Heureusement, nous sommes dans un pays qui ne compte aucun climato-sceptique connu. Nous sommes directement exposés aux effets néfastes du changement climatique, le nier ne servirait à rien. Depuis début novembre, il pleut presque sans discontinuer du nord au sud du Congo; de l’est à l’ouest du pays. Il pleut! Des quartiers de nos principales villes sont à genoux, les infrastructures sont mises à mal et des vies humaines sont à déplorer.
Les effets s’étalent sous nos yeux et, il faut le reconnaître, personne ne met durablement personne en cause directe de ce qui nous arrive. Oui, quelque ministre se sera bien montré léger dans la gestion de tel ou tel autre chantier; nos populations se seront montrées coupables de déboiser à tout-va les alentours de Brazzaville. Oui, les permis de construire ont été accordés avec insouciance: oui!

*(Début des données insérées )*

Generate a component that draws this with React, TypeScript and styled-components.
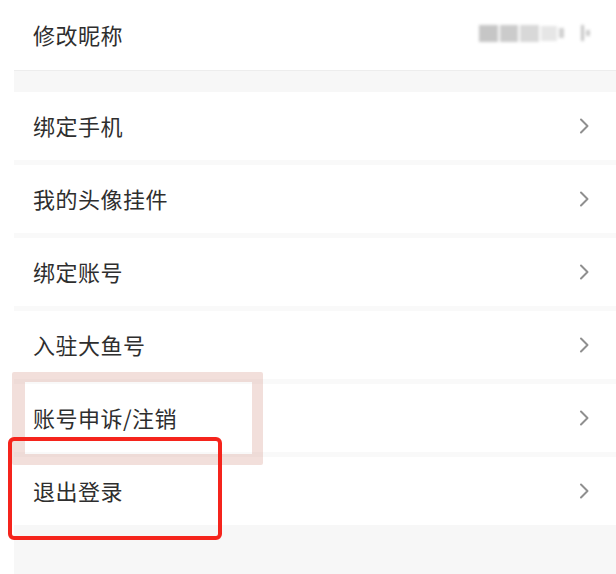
import React from "react";
import styled, { createGlobalStyle } from "styled-components";

const Global = createGlobalStyle`
  html, body { margin: 0; padding: 0; background: #ffffff; }
  body { width: 616px; height: 574px; overflow: hidden; font-family: "Noto Sans CJK SC", "Noto Sans", sans-serif; }
`;

const Page = styled.div`
  position: relative;
  width: 616px;
  height: 574px;
  background: #ffffff;
  overflow: hidden;
`;

const List = styled.div`
  margin-left: 14px;
  display: flex;
  flex-direction: column;
`;

const Row = styled.div<{ $h: number }>`
  height: ${(p) => p.$h}px;
  display: flex;
  align-items: center;
  justify-content: space-between;
  padding: 0 26px 0 19px;
  background: #ffffff;
`;

const Label = styled.span`
  font-size: 22px;
  color: #2e2e2e;
  letter-spacing: 0.5px;
  line-height: 1;
  margin-top: -3px;
`;

const GroupGap = styled.div`
  height: 21px;
  background: #f7f7f7;
  border-top: 1px solid #ededed;
`;

const Divider = styled.div`
  height: 5px;
  background: #f9f9f9;
`;

const Footer = styled.div`
  height: 49px;
  background: #f7f7f7;
`;

const Blurred = styled.div`
  display: flex;
  align-items: center;
  gap: 2px;
  filter: blur(1.5px);
  margin-top: -4px;
`;

const Blob = styled.div<{ $w: number; $h: number; $c: string; $ml?: number }>`
  width: ${(p) => p.$w}px;
  height: ${(p) => p.$h}px;
  background: ${(p) => p.$c};
  margin-left: ${(p) => p.$ml ?? 0}px;
`;

const Chevron = () => (
  <svg width="11" height="16" viewBox="0 0 11 16" fill="none">
    <path d="M2 1.5 L8.5 8 L2 14.5" stroke="#8f8f8f" strokeWidth="2" strokeLinecap="round" strokeLinejoin="round" />
  </svg>
);

const PinkMark = styled.div`
  position: absolute;
  left: 12px;
  top: 372px;
  width: 251px;
  height: 93px;
  box-sizing: border-box;
  border-style: solid;
  border-color: rgba(220, 170, 160, 0.38);
  border-width: 10px 11px 11px 13px;
  border-radius: 2px;
  pointer-events: none;
`;

const RedMark = styled.div`
  position: absolute;
  left: 8px;
  top: 437px;
  width: 214px;
  height: 103px;
  box-sizing: border-box;
  border: 4px solid #f5241c;
  border-radius: 6px;
  pointer-events: none;
`;

const items = ["绑定手机", "我的头像挂件", "绑定账号", "入驻大鱼号", "账号申诉/注销", "退出登录"];

export default function App() {
  return (
    <Page>
      <Global />
      <List>
        <Row $h={70}>
          <Label>修改昵称</Label>
          <Blurred>
            <Blob $w={19} $h={17} $c="#c6c6c6" />
            <Blob $w={18} $h={17} $c="#cbcbcb" />
            <Blob $w={19} $h={17} $c="#d8d8d8" />
            <Blob $w={16} $h={15} $c="#e6e6e6" />
            <Blob $w={5} $h={10} $c="#d0d0d0" />
            <Blob $w={3} $h={16} $c="#c4c4c4" $ml={15} />
            <Blob $w={4} $h={6} $c="#cccccc" />
          </Blurred>
        </Row>
        <GroupGap />
        {items.map((t, i) => (
          <React.Fragment key={t}>
            {i > 0 && <Divider />}
            <Row $h={68}>
              <Label>{t}</Label>
              <Chevron />
            </Row>
          </React.Fragment>
        ))}
        <Footer />
      </List>
      <PinkMark />
      <RedMark />
    </Page>
  );
}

Mais il se dégage de tout ceci que les responsabilités sont diffuses, générales et lointaines. Nous habitons des quartiers dont nous savons la fragilité des terrains; nous sommes au bord de rues qui sont en même temps des ruisseaux d’écoulement des eaux de ruissèlement. Nous savons que les obstruer par des digues ou les cimenter à outrance, sans coordination avec les plans de la mairie, c’est aggraver les choses.
Nous savons tout cela, mais qui osera faire le premier pas d’un retour volontaire au village? Qui obéira à l’injonction de non-viabilité lorsque la crise du logement impose de se bâtir une masure au premier espace libre que l’on trouve? Qui a jamais reculé de donner quelques billets de banque aux contrôleurs et aux agents du cadastre aux yeux trop ouverts?
C’est tout cela qui nous retombe sur la tête avec les pluies de ces derniers jours. Cela, et autre chose de lointain aussi. Les fumées que crachent les usines dans les pays d’abondance viennent se venger chez nous sous formes de flots ou de chaleurs excessives. Il pleut au Congo, la forêt brule en Australie et en Amazonie: peut-être les conséquences d’une même cause. Mais, dans tous les cas, une raison de plus de nous dire victimes et pas coupables.
On va philosopher et pérorer sur les causes: en attendant, Makabandilou ronge tout ce qu’il a de terres et de routes. Ainsi que Mfilou. Kintélé. Ngoyo. La Corniche. Le viaduc. Chaque fois que le ciel s’assombrit, notre humeur s’assombrit aussi. Car une nouvelle pluie annonce forcément une nouvelle catastrophe ou aggrave la première. Les changements climatiques sont dans nos villes et le long de nos cours d’eau, de notre littoral. Le déplorer est un minimum. Pleurer sur notre sort, c’est ajouter de l’eau à l’eau; pas l’assécher.